Historic Yellow Springs (HYS) will be hosting a diverse collection of work by talented students who attended the Pennsylvania Academy of Fine Arts (PAFA) Country School from 1917 to 1952. The PAFA Country School is now the village of Historic Yellow Springs, Chester Springs, PA.
The beautiful landscape of Yellow Springs prompted then PAFA president John Fredrick Lewis to open a summer school for artists at the turn of the last century. The Country School provided the much needed en plein air (in the open air) style of art training to these already accomplished Academy artists. The foundation of the PAFA Country School’s teaching philosophy was the 19th century French Impressionist movement. The magnificent grounds and scenery of the Country School attracted some of the area’s best art instructors and students, including Daniel Garber, N.C, Wyeth, Albert Laessle, Roswell Weidner and Albert Van Nesse Greene. In addition to landscapes, Country School artists were educated in portraiture and sculpture.
The artwork is from Historic Yellow Springs’ own archives and various private collections.

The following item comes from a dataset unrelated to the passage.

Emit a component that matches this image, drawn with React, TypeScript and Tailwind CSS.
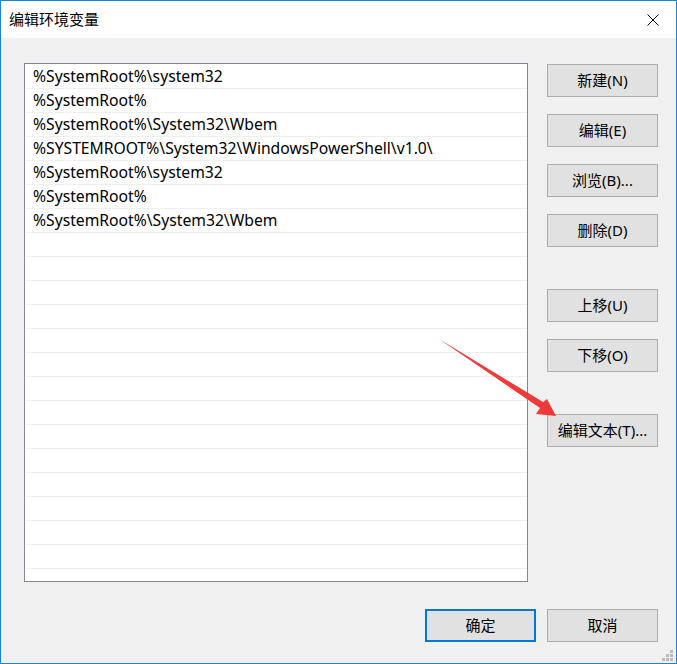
const paths = [
  "%SystemRoot%\\system32",
  "%SystemRoot%",
  "%SystemRoot%\\System32\\Wbem",
  "%SYSTEMROOT%\\System32\\WindowsPowerShell\\v1.0\\",
  "%SystemRoot%\\system32",
  "%SystemRoot%",
  "%SystemRoot%\\System32\\Wbem",
];

const font = { fontFamily: '"Noto Sans", "Noto Sans CJK SC", sans-serif' };

function WinButton({ label, primary = false }: { label: string; primary?: boolean }) {
  return (
    <button
      className={
        primary
          ? "w-[111px] h-[33px] bg-[#e1e1e1] border-2 border-[#0078d7] text-[15px] text-black flex items-center justify-center"
          : "w-[111px] h-[33px] bg-[#e1e1e1] border border-[#adadad] text-[15px] text-black flex items-center justify-center"
      }
    >
      {label}
    </button>
  );
}

export default function App() {
  const rows = Array.from({ length: 22 }, (_, i) => paths[i] ?? "");

  return (
    <div
      className="relative w-[677px] h-[664px] bg-[#f0f0f0] border border-[#1883d7] flex flex-col overflow-hidden"
      style={font}
    >
      {/* title bar */}
      <div className="h-[37px] bg-white flex items-center justify-between pl-[8px] pr-[15px] shrink-0">
        <span className="text-[15px] text-black">编辑环境变量</span>
        <svg width="12" height="12" viewBox="0 0 12 12" className="mr-[2px]">
          <path d="M0.5 0.5 L11.5 11.5 M11.5 0.5 L0.5 11.5" stroke="#000" strokeWidth="1" />
        </svg>
      </div>

      {/* main */}
      <div className="flex pl-[23px] pt-[25px]">
        <div className="w-[504px] h-[519px] bg-white border border-[#828790] pt-px overflow-hidden">
          {rows.map((p, i) => (
            <div
              key={i}
              className="h-[24px] ml-px border-b border-[#efefef] pl-[7px] pt-px flex items-center text-[15.7px] text-black whitespace-nowrap"
            >
              {p}
            </div>
          ))}
        </div>

        <div className="ml-[19px] mt-px flex flex-col">
          <div className="flex flex-col gap-[17px]">
            <WinButton label="新建(N)" />
            <WinButton label="编辑(E)" />
            <WinButton label="浏览(B)..." />
            <WinButton label="删除(D)" />
          </div>
          <div className="mt-[42px] flex flex-col gap-[17px]">
            <WinButton label="上移(U)" />
            <WinButton label="下移(O)" />
          </div>
          <div className="mt-[42px]">
            <WinButton label="编辑文本(T)..." />
          </div>
        </div>
      </div>

      {/* bottom buttons */}
      <div className="flex justify-end gap-[11px] pr-[18px] mt-[27px]">
        <WinButton label="确定" primary />
        <WinButton label="取消" />
      </div>

      {/* red annotation arrow */}
      <svg
        className="absolute left-0 top-0 pointer-events-none"
        width="677"
        height="664"
        viewBox="0 0 677 664"
      >
        <polygon
          points="438,338 542,401 546,398 555,415 535,413 539,407"
          fill="#ef3a3a"
        />
      </svg>

      {/* resize grip */}
      <div className="absolute right-[3px] bottom-[2px] grid grid-cols-3 gap-px">
        <span className="w-[3px] h-[3px]" />
        <span className="w-[3px] h-[3px]" />
        <span className="w-[3px] h-[3px] bg-[#bcbcbc]" />
        <span className="w-[3px] h-[3px]" />
        <span className="w-[3px] h-[3px] bg-[#bcbcbc]" />
        <span className="w-[3px] h-[3px] bg-[#bcbcbc]" />
        <span className="w-[3px] h-[3px] bg-[#bcbcbc]" />
        <span className="w-[3px] h-[3px] bg-[#bcbcbc]" />
        <span className="w-[3px] h-[3px] bg-[#bcbcbc]" />
      </div>
    </div>
  );
}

Many have not been seen in over a decade. The collection of artwork features work by well known artists who attended the Country School such as Darce Boulton, Lucus Crowell, Albert Van Nesse Greene, Roy C. Nuse, Francis Speight, Dorcas Kunzie Weidner, Roswell Weidner and Paul Wescott. A number of the works were saved from destruction by Country School instructors Dorcas Kunzie Weidner and Roswell Weidner.
About Historic Yellow Springs: Historic Yellow Springs (HYS) is a nonprofit organization founded in 1974 and dedicated to the visual arts, the environment, and the village’s 300-year old history. The mission of Historic Yellow Springs is to share, preserve, and celebrate the unique living village of Yellow Springs. Focusing on the visual arts, history and the environment, HYS enriches the lives of all who come here.
And if you know anyone on the board of Historic Yellow Springs get them to get those trails in order. Those springs made the village, and people still want to see them! And right now you really can’t. Things are too overgrown.